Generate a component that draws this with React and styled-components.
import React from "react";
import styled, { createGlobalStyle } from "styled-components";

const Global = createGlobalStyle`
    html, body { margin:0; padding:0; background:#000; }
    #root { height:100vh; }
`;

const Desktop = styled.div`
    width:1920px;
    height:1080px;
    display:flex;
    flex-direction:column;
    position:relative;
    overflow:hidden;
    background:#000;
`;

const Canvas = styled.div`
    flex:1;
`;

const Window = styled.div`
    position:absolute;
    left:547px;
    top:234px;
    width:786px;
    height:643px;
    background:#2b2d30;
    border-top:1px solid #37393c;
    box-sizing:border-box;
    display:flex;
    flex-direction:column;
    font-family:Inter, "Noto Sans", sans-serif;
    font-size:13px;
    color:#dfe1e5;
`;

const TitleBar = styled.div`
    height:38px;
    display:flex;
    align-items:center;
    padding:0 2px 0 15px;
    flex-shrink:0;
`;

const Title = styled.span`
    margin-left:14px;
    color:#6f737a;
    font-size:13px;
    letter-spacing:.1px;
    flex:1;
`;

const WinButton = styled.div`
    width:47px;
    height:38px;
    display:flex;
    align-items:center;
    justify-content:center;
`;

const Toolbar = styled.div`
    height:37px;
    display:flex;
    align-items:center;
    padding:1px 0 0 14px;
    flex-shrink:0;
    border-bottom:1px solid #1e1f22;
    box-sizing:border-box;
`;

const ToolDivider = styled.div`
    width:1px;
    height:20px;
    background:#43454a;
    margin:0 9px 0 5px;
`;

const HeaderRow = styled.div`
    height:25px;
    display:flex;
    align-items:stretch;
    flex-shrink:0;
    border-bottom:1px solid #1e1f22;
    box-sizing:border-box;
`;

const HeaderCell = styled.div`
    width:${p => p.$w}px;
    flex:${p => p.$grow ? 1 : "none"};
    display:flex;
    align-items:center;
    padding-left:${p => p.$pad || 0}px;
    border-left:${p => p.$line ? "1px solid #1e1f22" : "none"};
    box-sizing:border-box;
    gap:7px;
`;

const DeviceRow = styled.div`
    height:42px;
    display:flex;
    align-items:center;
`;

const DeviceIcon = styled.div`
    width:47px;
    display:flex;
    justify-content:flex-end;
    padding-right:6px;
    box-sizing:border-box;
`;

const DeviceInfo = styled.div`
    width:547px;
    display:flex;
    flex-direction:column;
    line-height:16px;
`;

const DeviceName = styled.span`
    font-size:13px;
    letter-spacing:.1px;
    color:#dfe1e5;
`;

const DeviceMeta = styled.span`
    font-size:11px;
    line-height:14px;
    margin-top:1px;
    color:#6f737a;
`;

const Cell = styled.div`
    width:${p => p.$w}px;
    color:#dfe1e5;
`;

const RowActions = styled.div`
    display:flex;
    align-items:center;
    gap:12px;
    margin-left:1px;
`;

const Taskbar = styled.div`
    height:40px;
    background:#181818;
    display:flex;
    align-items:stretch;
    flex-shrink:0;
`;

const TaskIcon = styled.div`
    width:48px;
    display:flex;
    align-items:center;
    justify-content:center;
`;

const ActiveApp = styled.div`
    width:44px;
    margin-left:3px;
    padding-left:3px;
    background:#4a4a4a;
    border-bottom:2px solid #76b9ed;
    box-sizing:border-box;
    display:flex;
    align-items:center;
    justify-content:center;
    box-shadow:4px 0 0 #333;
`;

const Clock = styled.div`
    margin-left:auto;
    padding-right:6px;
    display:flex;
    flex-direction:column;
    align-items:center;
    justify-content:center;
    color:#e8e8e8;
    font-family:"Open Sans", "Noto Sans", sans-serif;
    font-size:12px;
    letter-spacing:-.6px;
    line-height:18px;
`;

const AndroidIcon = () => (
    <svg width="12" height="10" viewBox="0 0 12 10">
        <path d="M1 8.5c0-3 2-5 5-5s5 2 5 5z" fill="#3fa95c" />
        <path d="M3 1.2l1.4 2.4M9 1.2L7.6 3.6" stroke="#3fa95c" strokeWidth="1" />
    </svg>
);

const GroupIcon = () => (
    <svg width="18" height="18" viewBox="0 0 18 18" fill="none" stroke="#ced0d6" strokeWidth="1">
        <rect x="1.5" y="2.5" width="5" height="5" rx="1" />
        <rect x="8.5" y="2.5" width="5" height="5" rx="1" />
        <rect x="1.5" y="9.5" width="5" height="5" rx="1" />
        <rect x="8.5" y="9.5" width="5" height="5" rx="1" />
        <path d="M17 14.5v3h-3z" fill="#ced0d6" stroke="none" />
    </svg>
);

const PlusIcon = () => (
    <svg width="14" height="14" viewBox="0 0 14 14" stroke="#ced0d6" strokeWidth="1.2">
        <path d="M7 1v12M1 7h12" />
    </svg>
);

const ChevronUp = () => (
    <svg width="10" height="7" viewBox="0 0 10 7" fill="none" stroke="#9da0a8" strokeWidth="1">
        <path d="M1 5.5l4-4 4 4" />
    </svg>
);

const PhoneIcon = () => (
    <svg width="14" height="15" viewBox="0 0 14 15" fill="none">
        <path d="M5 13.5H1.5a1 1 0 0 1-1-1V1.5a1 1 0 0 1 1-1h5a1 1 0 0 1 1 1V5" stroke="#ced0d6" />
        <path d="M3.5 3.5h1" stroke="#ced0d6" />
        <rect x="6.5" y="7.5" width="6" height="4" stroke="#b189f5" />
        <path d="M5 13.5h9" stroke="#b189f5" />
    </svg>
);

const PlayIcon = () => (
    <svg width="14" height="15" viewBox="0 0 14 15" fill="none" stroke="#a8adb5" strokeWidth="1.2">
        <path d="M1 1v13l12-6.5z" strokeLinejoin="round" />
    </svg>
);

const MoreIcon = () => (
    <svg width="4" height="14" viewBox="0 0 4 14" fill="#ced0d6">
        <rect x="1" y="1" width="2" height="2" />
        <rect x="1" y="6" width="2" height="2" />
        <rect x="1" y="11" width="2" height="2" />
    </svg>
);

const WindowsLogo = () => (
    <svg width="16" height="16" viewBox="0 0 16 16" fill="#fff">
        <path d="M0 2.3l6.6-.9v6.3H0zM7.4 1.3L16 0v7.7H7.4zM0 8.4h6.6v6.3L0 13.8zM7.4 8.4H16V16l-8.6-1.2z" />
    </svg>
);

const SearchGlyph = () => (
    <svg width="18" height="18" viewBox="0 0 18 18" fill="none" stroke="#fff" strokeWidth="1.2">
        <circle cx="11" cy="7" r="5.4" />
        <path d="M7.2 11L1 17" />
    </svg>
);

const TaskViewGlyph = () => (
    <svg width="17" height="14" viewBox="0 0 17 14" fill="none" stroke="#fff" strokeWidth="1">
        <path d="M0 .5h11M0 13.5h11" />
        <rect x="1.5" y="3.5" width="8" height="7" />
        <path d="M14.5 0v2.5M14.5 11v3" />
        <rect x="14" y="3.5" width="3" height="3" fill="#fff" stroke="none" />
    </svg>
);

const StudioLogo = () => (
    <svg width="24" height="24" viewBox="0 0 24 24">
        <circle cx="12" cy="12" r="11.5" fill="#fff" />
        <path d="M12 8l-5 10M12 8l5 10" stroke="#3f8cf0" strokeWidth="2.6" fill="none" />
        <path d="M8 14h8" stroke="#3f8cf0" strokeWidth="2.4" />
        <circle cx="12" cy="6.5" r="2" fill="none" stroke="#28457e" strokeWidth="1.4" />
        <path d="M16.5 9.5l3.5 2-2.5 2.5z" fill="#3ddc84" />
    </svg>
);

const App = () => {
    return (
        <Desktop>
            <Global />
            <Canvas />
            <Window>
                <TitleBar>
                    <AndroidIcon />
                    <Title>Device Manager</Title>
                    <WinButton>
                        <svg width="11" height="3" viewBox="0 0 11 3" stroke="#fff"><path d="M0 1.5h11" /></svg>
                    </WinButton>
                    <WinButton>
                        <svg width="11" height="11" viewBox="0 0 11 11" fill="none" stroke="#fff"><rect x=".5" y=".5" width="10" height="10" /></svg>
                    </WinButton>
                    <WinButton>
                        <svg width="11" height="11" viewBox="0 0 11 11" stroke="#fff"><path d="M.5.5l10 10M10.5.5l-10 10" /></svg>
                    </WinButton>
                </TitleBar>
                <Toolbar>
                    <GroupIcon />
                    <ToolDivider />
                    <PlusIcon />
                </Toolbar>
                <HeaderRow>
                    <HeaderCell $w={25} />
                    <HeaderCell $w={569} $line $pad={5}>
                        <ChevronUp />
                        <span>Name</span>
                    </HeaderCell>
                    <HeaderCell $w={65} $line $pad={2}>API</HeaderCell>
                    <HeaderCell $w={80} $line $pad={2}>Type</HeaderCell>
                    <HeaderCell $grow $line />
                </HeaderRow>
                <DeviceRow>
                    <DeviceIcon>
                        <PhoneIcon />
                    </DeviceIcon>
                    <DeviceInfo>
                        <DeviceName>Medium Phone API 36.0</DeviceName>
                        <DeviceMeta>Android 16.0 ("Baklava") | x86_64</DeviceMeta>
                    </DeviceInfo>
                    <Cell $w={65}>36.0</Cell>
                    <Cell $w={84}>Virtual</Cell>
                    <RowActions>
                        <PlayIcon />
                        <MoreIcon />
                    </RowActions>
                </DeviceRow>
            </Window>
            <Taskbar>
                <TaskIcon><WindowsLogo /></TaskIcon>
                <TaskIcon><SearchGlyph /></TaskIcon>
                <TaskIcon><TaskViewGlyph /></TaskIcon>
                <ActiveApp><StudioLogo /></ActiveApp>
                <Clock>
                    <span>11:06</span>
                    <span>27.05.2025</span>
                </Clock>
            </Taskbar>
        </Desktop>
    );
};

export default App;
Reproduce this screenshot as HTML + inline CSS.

+-------+

» **Stated task**:
Keep only those lines of the records that hold "components", and return them.

» **Finished answer**:
Generate a component that draws this with React and styled-components.
import styled, { createGlobalStyle } from "styled-components";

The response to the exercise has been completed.